= George Philip Farran =

Irish zoologist

George Philip Farran (1876–1949) was an Irish zoologist. He was an expert on Copepoda.

Farran initially worked in the National Museum and in the Royal Dublin Society's Fishery Survey. He was appointed Assistant Naturalist with the Fisheries Branch of the Department of Agriculture and Technical Instruction for Ireland in 1901, and became an Inspector in 1909 and in 1938 Chief Inspector.

== Personal life and education ==
He was born on 21 November 1876 at Templeogue, the son of Edmond Chomley Farran and his wife Anne Hume Ryan; his father, who was independently wealthy, died in 1881. He attended the school at Rathmines run by Charles William Benson, an enthusiast for natural history, and entered the Trinity College, Dublin, law school in 1895. Later he graduated in Natural Science winning the Gold Medal of the subject for his class.

Farran's studies of marine wildlife began at the Marine Laboratory in Ballynakill with a small group of scientists gathered by Ernest William Lyons Holt, in 1898. It focused on marine biological issues of the fishery.
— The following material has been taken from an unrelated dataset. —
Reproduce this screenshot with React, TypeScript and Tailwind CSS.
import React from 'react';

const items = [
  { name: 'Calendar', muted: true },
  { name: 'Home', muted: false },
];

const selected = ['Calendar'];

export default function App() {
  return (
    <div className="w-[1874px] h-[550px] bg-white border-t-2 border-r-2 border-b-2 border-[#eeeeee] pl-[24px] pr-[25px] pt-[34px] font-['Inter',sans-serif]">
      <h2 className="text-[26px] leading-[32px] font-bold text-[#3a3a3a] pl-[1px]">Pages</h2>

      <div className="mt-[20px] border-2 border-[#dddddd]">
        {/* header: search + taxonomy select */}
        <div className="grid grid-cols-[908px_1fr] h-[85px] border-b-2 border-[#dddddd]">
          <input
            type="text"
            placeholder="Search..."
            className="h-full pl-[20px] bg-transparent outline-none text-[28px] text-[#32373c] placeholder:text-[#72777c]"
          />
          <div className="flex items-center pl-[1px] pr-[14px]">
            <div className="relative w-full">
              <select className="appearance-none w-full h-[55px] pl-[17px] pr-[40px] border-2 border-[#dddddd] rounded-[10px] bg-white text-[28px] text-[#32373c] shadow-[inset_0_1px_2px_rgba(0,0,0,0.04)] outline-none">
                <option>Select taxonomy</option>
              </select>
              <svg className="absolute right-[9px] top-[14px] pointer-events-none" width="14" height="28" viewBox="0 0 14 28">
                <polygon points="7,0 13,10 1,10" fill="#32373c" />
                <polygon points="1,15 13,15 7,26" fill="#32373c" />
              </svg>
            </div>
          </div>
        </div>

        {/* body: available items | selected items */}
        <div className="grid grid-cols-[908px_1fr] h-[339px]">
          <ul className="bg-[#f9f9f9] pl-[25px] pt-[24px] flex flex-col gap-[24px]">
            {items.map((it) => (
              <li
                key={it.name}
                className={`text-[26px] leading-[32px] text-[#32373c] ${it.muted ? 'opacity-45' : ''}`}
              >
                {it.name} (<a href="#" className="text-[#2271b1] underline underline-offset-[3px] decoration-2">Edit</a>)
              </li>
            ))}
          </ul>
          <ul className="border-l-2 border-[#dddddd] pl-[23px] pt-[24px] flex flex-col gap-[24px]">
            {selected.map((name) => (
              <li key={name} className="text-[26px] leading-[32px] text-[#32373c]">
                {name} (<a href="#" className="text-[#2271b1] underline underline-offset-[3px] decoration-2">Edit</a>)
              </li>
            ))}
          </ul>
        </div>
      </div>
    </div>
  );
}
Farran joined the Department of Agriculture and Technical Instruction in 1900. He became Inspector of Fisheries in 1910, when Holt was promoted.

During World War I, Farran served in the King's (Liverpool) Regiment. He was in Egypt and Palestine, and left the army in 1919. In 1920 he married Georgina Margaret Craig, and they had a son and a daughter.

In 1938 Farran was promoted to Chief Inspector of Fisheries. He continued his work with the Department until his retirement in 1946.

== Studies ==
Farran's work was first based on a broad range of marine zoology: it was later in his career that he began his work on planktonic organisms for which he is best known. He specifically studied copepods, which are aquatic crustaceans.

Farran was brought material from around the world by other scientists. He was widely published scientist, with work published journals, including those of the Royal Irish Academy and Linnean Society of London, Exploration of the Sea, and by the Zoological Society. Most of his work was published in the Scientific Investigations of the Fisheries Branch of the Department of Agriculture and Technical Instruction for Ireland.

When he began nearing the end of his career his work was more focused on the administrative side of his job rather than the scientific work he preferred. Farran did still manage to continue his work with planktonic organisms throughout the remainder of his life even close to his death on January 5, 1949, at the age of 72. Farran still studied after his retirement, and even participated in an experiment of breeding of oysters in tanks at Cromane in 1947 and 1948 just before he died.

==Works==
- Farran, G.P. 1905. Report on the opisthobranchiate Mollusca collected by Professor Herdman, at Ceylon, in 1902. pp. 329–364 in: Report to the government of Ceylon on the pearl oyster fisheries of the Gulf of Manaar 3, Suppl. Rept. No. 21 (W.A. Herdman, ed.). Royal Society, London.
- Farran, G.P. 1908. Second report on the Copepoda of the Irish Atlantic slope. Rep. Sea inland fish. Irel. Sci. Invest. 1906. Pt. (1908): 19-120.
- Farran, G.P. 1913. The deep-water Asteroidea, Ophiuroidea and Echinoidea of the West Coast of Ireland. Department of Agriculture and technical instruction for Ireland, fisheries branch, scientific investigations 1912, 6, 1-66.
- Farran, G.P. 1926. Biscayan plankton collected during a cruise of H.M.S. “Research”, 1900. Pt. 14. The Copepoda. J. Linn. Soc. London, Zool. 36: 219-310.
- Farran, G.P. 1929. Crustacea. Pt. 10. Copepoda [Brit. Antarctic (Terra Nova) Exped., Zool. 1910]. Nat. Hist. Rep. Zool. 8(3): 203-306.